3.6 Climate Model Data with Intake-ESM#
Note
The code for downloading climate model data in this section was adapted from this Pangeo tutorial and the Project Pythia CMIP6 Cookbook Thanks to Brian Rose and Pascal Bourgault for suggesting the addition of this section.
In addition to the ESGF archive and direct access to the Google Cloud CMIP data archive with xr.open_zarr
, the Python package intake-esm
can be useful for accessing climate model output. intake-esm
works by accessing what’s called an ESM Collection Specification (also see this page), which describes a database of climate model data. One such databases we could access, which is maintained for the Pangeo project, is hosted on Google Cloud Services. We’ll work through how to access and search the data catalog and load the data to your local machine.
As usual, we’ll import the required packages.
import numpy as np
import xarray as xr
import gcsfs
import intake
import matplotlib.pyplot as plt
import cartopy.crs as ccrs
import xclim.ensembles as xce
# URLs for the Google Cloud CMIP6 ESM Collection Spec
url_google = "https://storage.googleapis.com/cmip6/pangeo-cmip6.json"
First let’s take a look at the data catalog for the Google CMIP6 archive.

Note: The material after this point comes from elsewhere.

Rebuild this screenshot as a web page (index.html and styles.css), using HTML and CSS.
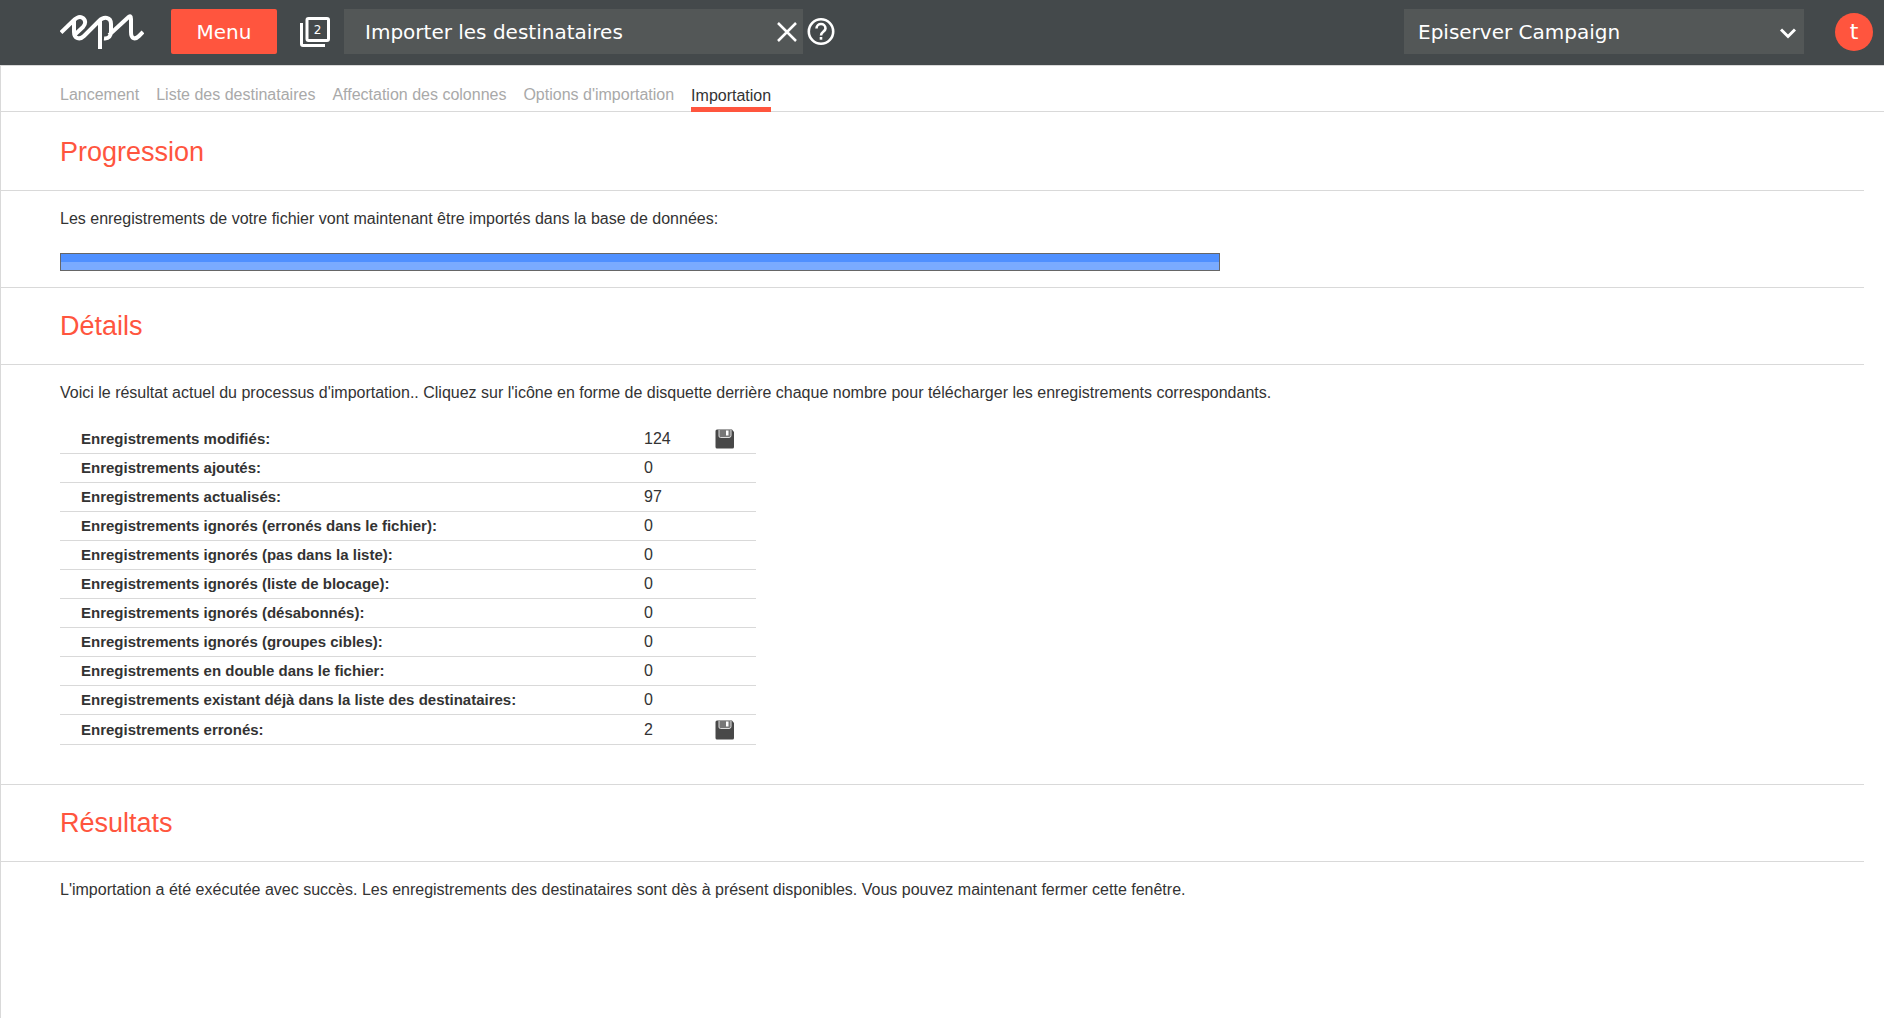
FILE: index.html
```html
<!DOCTYPE html>
<html lang="fr">
<head>
<meta charset="utf-8">
<meta name="viewport" content="width=device-width, initial-scale=1">
<title>Importer les destinataires</title>
<link rel="stylesheet" href="styles.css">
</head>
<body>
<header class="topbar">
  <a class="logo" href="#" aria-label="epi">
    <svg width="84" height="36" viewBox="0 0 84 36" fill="none" stroke="#fff" stroke-width="4">
      <path d="M1 18.500 L13 7 C16 4 19 2 22 3.500 C26 5.500 26 10 23 13 L15 20.500 M14 6.500 V18 C14 25 20 26 24 22 L39 7 C44 2 51 3 51 10 V17 C51 22 49 25 44 24.500 M40 6 V35 M49 21 L68 3.500 C70 1.500 71 2 71 5 V18 C71 25 75 26 79 22 L83 18"/>
    </svg>
  </a>
  <button class="menu" type="button">Menu</button>
  <button class="icon-button windows" type="button" aria-label="Fenêtres ouvertes">
    <svg width="30" height="30" viewBox="0 0 30 30" fill="none" stroke="#fff" stroke-width="3">
      <rect x="7" y="1.500" width="21.500" height="22" rx="1.500"/>
      <path d="M1.500 6 V27 Q1.500 28.500 3 28.500 H25"/>
    </svg>
    <span class="count">2</span>
  </button>
  <div class="window-title">
    <span>Importer les destinataires</span>
    <button class="icon-button" type="button" aria-label="Fermer">
      <svg width="20" height="20" viewBox="0 0 20 20" fill="none" stroke="#fff" stroke-width="2.500"><path d="M1 1 L19 19 M19 1 L1 19"/></svg>
    </button>
  </div>
  <button class="icon-button" type="button" aria-label="Aide">
    <svg width="28" height="28" viewBox="0 0 28 28" fill="none" stroke="#fff" stroke-width="2.600">
      <circle cx="14" cy="13.500" r="12.200"/>
      <path d="M9.500 10.500 C9.500 4.500 18.500 4.500 18.500 10.500 C18.500 13.500 14 13.500 14 17.500"/>
      <path d="M14 19 V21.700"/>
    </svg>
  </button>
  <div class="client">
    <select aria-label="Client"><option>Episerver Campaign</option></select>
    <svg class="chevron" width="16" height="11" viewBox="0 0 16 11" fill="none" stroke="#fff" stroke-width="3"><path d="M1 1.500 L8 8.500 L15 1.500"/></svg>
  </div>
  <button class="avatar" type="button">t</button>
</header>
<main class="page">
  <nav class="steps">
    <a href="#">Lancement</a>
    <a href="#">Liste des destinataires</a>
    <a href="#">Affectation des colonnes</a>
    <a href="#">Options d'importation</a>
    <a href="#" class="current" aria-current="step">Importation</a>
  </nav>
  <section class="panel">
    <h2>Progression</h2>
    <div class="body">
      <p id="progress-label">Les enregistrements de votre fichier vont maintenant être importés dans la base de données:</p>
      <progress max="100" value="100" aria-labelledby="progress-label"></progress>
    </div>
  </section>
  <section class="panel">
    <h2>Détails</h2>
    <div class="body details">
      <p>Voici le résultat actuel du processus d'importation.. Cliquez sur l'icône en forme de disquette derrière chaque nombre pour télécharger les enregistrements correspondants.</p>
      <table>
        <tr class="download"><th scope="row">Enregistrements modifiés:</th><td>124</td><td class="action"><button class="icon-button" type="button" aria-label="Télécharger les enregistrements modifiés"><svg width="20" height="20" viewBox="0 0 20 20"><path fill="#484848" d="M2 0.500 H17 L19 3 V18 Q19 19.500 17.500 19.500 H2 Q0.500 19.500 0.500 18 V2 Q0.500 0.500 2 0.500Z"/><path fill="#777" stroke="#ddd" d="M4 1 V7 Q4 8.500 5.500 8.500 H14 Q16 8.500 16 6.500 V1"/><path fill="#fff" d="M11 1.500 H13.500 V6.500 H11Z"/></svg></button></td></tr>
        <tr><th scope="row">Enregistrements ajoutés:</th><td>0</td><td></td></tr>
        <tr><th scope="row">Enregistrements actualisés:</th><td>97</td><td></td></tr>
        <tr><th scope="row">Enregistrements ignorés (erronés dans le fichier):</th><td>0</td><td></td></tr>
        <tr><th scope="row">Enregistrements ignorés (pas dans la liste):</th><td>0</td><td></td></tr>
        <tr><th scope="row">Enregistrements ignorés (liste de blocage):</th><td>0</td><td></td></tr>
        <tr><th scope="row">Enregistrements ignorés (désabonnés):</th><td>0</td><td></td></tr>
        <tr><th scope="row">Enregistrements ignorés (groupes cibles):</th><td>0</td><td></td></tr>
        <tr><th scope="row">Enregistrements en double dans le fichier:</th><td>0</td><td></td></tr>
        <tr><th scope="row">Enregistrements existant déjà dans la liste des destinataires:</th><td>0</td><td></td></tr>
        <tr class="download"><th scope="row">Enregistrements erronés:</th><td>2</td><td class="action"><button class="icon-button" type="button" aria-label="Télécharger les enregistrements erronés"><svg width="20" height="20" viewBox="0 0 20 20"><path fill="#484848" d="M2 0.500 H17 L19 3 V18 Q19 19.500 17.500 19.500 H2 Q0.500 19.500 0.500 18 V2 Q0.500 0.500 2 0.500Z"/><path fill="#777" stroke="#ddd" d="M4 1 V7 Q4 8.500 5.500 8.500 H14 Q16 8.500 16 6.500 V1"/><path fill="#fff" d="M11 1.500 H13.500 V6.500 H11Z"/></svg></button></td></tr>
      </table>
    </div>
  </section>
  <section class="panel">
    <h2>Résultats</h2>
    <div class="body">
      <p>L'importation a été exécutée avec succès. Les enregistrements des destinataires sont dès à présent disponibles. Vous pouvez maintenant fermer cette fenêtre.</p>
    </div>
  </section>
</main>
</body>
</html>
```
FILE: styles.css
```css
* { box-sizing: border-box; }

body {
  margin: 0;
  min-height: 100vh;
  display: flex;
  flex-direction: column;
  background: #fff;
  color: #333;
  font: 16px/20px "Liberation Sans", Arial, sans-serif;
}

.topbar {
  display: flex;
  align-items: center;
  height: 65px;
  padding: 0 11px 2px 60px;
  background: #44494b;
  color: #fff;
  font: 20px/24px "DejaVu Sans", Verdana, sans-serif;
}

.logo { display: flex; margin-right: 27px; }

button, select { font: inherit; color: inherit; border: 0; cursor: pointer; }

.menu {
  width: 106px;
  height: 45px;
  border-radius: 2px;
  background: #ff553e;
}

.icon-button {
  display: flex;
  padding: 0;
  background: none;
}

.windows { position: relative; margin: 0 14px 0 23px; }

.count {
  position: absolute;
  inset: 0 0 4px 5px;
  font-size: 12px;
  line-height: 26px;
}

.window-title {
  display: flex;
  align-items: center;
  justify-content: space-between;
  width: 459px;
  height: 45px;
  margin-right: 4px;
  padding: 0 6px 0 21px;
  background: #535757;
}

.client { position: relative; width: 400px; margin-left: auto; }

.client select {
  display: block;
  width: 100%;
  height: 45px;
  padding: 0 40px 0 14px;
  appearance: none;
  border-radius: 0;
  background: #535757;
}

.chevron { position: absolute; right: 8px; top: 19px; pointer-events: none; }

.avatar {
  width: 38px;
  height: 38px;
  margin-left: 31px;
  padding: 0;
  border-radius: 50%;
  background: #ff553e;
  font-size: 22px;
}

.page {
  flex: 1;
  border-top: 1px solid #d9d9d9;
  border-left: 1px solid #d9d9d9;
}

.steps {
  display: flex;
  align-items: flex-end;
  gap: 17px;
  height: 46px;
  margin-bottom: 2px;
  padding-left: 59px;
  border-bottom: 1px solid #d9d9d9;
}

.steps a {
  margin-bottom: 6px;
  color: #a9a9a9;
  text-decoration: none;
}

.steps .current {
  margin-bottom: -1px;
  padding-bottom: 1px;
  border-bottom: 5px solid #ff553e;
  color: #333;
}

.panel { margin-right: 20px; }
.panel + .panel { border-top: 1px solid #d9d9d9; }

h2 {
  margin: 0;
  padding: 22px 0 22px 59px;
  border-bottom: 1px solid #d9d9d9;
  color: #ff553e;
  font-size: 27px;
  font-weight: 400;
  line-height: 32px;
}

.body { padding: 18px 0 16px 59px; }
.details { padding-bottom: 39px; }

p { margin: 0; }

progress {
  display: block;
  width: 1160px;
  max-width: 100%;
  height: 18px;
  margin-top: 24px;
  border: 1px solid #666;
  appearance: none;
}

progress::-webkit-progress-bar { background: #fff; }
progress::-webkit-progress-value { background: linear-gradient(#4f90ff 50%, #7aabff 50%); }

table {
  width: 696px;
  margin-top: 21px;
  border-collapse: separate;
  border-spacing: 0;
}

th, td {
  height: 29px;
  padding: 0;
  border-bottom: 1px solid #d9d9d9;
  text-align: left;
}

.download th, .download td { height: 30px; }

th { padding-left: 21px; font-size: 15px; }
td { width: 71px; }
td.action, td:last-child { width: 41px; }
```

This shows a summary of all the CMIP6 data available from this database.
catalog = intake.open_esm_datastore(url_google)
catalog
pangeo-cmip6 catalog with 7674 dataset(s) from 514818 asset(s):
unique | |
---|---|
activity_id | 18 |
institution_id | 36 |
source_id | 88 |
experiment_id | 170 |
member_id | 657 |
table_id | 37 |
variable_id | 700 |
grid_label | 10 |
zstore | 514818 |
dcpp_init_year | 60 |
version | 736 |
derived_variable_id | 0 |
Now let’s search for a particular output variable from a certain model. The interface is similar to what we saw in Section 3.5, but we don’t need to use a long string to query a dataframe. intake-esm
has a function for that. To switch things up, let’s now look for daily precipitation output for the historical and SSP3-7.0 simulations from the model IPSL-CM6A-LR.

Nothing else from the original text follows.